Depuis le 30 novembre 2023, un travailleur sur plateforme Web est considéré comme un travailleur aux fins de la LATMP. Le projet de loi 48 modifie la LATMP en précisant que les travailleurs sur plateforme Web doivent être considérés comme des travailleurs aux fins de la LATMP et les exploitants sur plateforme Web, comme des employeurs. Les principales conséquences de ces modifications sont les suivantes :

  • les plateformes Web sont désormais tenues de se conformer aux exigences du régime de santé et de sécurité au travail de la Colombie-Britannique, telles que les suivantes :
    • exigences en matière d’enregistrement;
    • exigences en matière de rapports;
    • paiement de primes à WorkSafeBC;
  • un travailleur sur plateforme Web peut désormais bénéficier d’indemnités pour accident du travail, y compris des services de réadaptation pour blessures, maladies et troubles mentaux liés au travail.

Le projet de loi 48 prévoit également que le lieutenant-gouverneur peut adopter d’autres règlements applicables aux travailleurs sur plateforme Web, notamment en ce qui concerne la nature du travail qui constituera un « travail prescrit » (prescribed work).

Normes d’emploi

À l’instar des modifications apportées à la LATMP, le projet de loi 48 modifie la LNE de sorte que les travailleurs sur plateforme Web soient considérés comme des employés aux fins de la LNE et que les exploitants de ces plateformes soient considérés comme des employeurs. Toutefois, les modifications en question n’entreront en vigueur qu’après que le lieutenant-gouverneur aura adopté le règlement pertinent. Dans les lignes directrices qu’il a publiées, le gouvernement de la Colombie-Britannique précise que le règlement portera sur les points suivants :

  • Salaire minimum : création d’une norme de rémunération minimale pour que le temps qu’un travailleur consacre à la tâche cadre avec le salaire minimum de la Colombie-Britannique.
  • Dépenses : établissement d’une nouvelle norme de rémunération qui reconnaît les dépenses engagées personnellement par les travailleurs, telles que les frais liés au véhicule.
  • Protection des pourboires : interdiction pour les entreprises sur plateforme Web de retenir ou de déduire les pourboires.
  • Transparence des rémunérations : obligation pour les entreprises sur plateforme Web d’afficher de manière transparente le revenu net associé à une course proposée.
  • Transparence des destinations : obligation pour les entreprises sur plateforme Web de communiquer tous les lieux de cueillette et de livraison pour chaque course.
  • Suspensions et cessations d’emploi : obligation pour les entreprises sur plateforme Web de communiquer les motifs de la suspension ou de la désactivation du compte d’un travailleur, d’instaurer un processus d’examen et de donner un préavis écrit ou une indemnité reflétant les états de service, sauf en cas de cessation d’emploi pour cause juste et suffisante (just cause).

Dans ses lignes directrices, le gouvernement de la Colombie-Britannique a déclaré qu’il ne prévoyait pas pour l’instant d’adopter un règlement concernant les heures de travail, les heures supplémentaires, les jours fériés, les congés payés et les vacances annuelles, mais qu’il continuerait à garder un œil ouvert sur ces questions.
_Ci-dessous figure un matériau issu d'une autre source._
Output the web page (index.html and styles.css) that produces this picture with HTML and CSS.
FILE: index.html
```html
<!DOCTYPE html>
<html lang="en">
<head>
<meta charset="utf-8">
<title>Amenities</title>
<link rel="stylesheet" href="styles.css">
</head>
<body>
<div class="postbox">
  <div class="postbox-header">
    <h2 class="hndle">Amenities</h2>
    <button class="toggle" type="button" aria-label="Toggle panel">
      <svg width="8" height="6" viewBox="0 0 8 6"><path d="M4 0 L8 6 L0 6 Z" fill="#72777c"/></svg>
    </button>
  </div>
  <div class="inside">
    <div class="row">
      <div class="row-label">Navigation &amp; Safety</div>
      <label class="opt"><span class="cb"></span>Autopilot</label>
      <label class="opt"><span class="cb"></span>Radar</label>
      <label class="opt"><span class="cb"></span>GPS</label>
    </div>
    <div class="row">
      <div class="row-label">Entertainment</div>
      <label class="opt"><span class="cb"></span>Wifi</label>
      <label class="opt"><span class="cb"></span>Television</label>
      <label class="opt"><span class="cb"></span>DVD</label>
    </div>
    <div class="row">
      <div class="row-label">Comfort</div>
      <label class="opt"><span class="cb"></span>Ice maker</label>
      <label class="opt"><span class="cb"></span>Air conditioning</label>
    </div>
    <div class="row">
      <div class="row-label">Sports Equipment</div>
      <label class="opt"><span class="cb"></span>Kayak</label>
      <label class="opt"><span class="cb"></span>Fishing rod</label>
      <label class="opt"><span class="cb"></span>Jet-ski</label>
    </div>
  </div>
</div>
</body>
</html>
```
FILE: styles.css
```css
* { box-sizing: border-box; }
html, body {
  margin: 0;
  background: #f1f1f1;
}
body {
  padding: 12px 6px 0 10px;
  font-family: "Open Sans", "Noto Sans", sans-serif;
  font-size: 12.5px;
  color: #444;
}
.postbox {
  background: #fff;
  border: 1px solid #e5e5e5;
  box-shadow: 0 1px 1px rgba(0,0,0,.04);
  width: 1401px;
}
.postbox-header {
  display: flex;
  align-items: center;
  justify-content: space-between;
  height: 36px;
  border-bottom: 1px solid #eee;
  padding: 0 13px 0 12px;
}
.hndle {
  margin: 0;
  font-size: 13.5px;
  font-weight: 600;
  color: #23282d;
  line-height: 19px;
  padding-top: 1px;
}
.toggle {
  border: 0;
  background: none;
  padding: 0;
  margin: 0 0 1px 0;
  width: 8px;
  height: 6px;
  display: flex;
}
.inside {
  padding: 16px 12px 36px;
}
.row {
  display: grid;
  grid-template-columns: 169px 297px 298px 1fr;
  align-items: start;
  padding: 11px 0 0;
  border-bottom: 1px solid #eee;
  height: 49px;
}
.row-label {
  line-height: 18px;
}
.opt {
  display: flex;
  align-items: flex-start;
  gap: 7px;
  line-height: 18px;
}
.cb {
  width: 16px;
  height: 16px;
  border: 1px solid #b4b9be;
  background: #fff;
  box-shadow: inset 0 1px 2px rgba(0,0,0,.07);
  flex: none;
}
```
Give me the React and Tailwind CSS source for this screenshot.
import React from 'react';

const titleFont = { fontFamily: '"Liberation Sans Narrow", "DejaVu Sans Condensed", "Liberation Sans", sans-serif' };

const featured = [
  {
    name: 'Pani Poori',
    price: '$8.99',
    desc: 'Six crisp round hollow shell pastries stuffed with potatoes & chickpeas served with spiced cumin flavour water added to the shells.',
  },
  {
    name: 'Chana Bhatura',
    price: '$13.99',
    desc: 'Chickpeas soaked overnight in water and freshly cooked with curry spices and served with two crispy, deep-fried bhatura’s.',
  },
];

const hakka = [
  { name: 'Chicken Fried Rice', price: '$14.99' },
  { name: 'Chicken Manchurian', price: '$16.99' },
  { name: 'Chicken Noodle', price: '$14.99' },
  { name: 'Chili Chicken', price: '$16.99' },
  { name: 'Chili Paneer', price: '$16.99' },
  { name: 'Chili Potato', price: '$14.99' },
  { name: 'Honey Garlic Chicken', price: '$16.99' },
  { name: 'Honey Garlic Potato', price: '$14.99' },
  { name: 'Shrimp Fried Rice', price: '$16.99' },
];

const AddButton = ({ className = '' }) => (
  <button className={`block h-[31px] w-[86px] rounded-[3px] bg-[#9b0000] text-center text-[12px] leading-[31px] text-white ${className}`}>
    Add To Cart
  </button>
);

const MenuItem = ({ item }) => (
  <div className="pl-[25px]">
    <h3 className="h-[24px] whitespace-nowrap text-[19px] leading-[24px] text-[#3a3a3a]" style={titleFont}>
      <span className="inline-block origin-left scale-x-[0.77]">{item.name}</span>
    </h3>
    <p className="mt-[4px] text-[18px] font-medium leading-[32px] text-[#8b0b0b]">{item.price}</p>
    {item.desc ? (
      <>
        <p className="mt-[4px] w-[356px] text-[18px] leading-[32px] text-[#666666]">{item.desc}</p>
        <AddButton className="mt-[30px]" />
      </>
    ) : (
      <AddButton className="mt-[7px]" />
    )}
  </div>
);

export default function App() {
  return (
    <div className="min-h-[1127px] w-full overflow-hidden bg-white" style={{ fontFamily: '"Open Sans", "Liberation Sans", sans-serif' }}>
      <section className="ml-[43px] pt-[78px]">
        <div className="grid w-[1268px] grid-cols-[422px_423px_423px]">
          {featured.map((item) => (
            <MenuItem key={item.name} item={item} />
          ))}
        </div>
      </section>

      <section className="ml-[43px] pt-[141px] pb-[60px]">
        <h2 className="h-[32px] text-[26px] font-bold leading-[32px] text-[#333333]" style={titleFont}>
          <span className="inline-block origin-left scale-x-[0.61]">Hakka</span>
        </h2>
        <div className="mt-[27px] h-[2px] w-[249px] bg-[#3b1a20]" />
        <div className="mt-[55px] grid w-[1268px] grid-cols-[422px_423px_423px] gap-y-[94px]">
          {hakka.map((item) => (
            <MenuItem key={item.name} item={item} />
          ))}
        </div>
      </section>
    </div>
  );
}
Le projet de loi 48 modifie de manière significative le fonctionnement de l’économie à la demande, en particulier parce qu’il peut imposer aux exploitants des exigences qui n’étaient pas bien définies auparavant. Les employeurs qui exploitent de telles plateformes devraient passer en revue les modifications en question, en particulier celles apportées à la LATMP, et demander des conseils sur la manière de s’y conformer. À la date de la présente publication, on ne sait toujours pas la forme que prendra le futur règlement, qui constituera la prochaine étape majeure de l’avancement des protections des travailleurs de l’économie à la demande et, par conséquent, de l’accroissement des exigences de conformité des employeurs.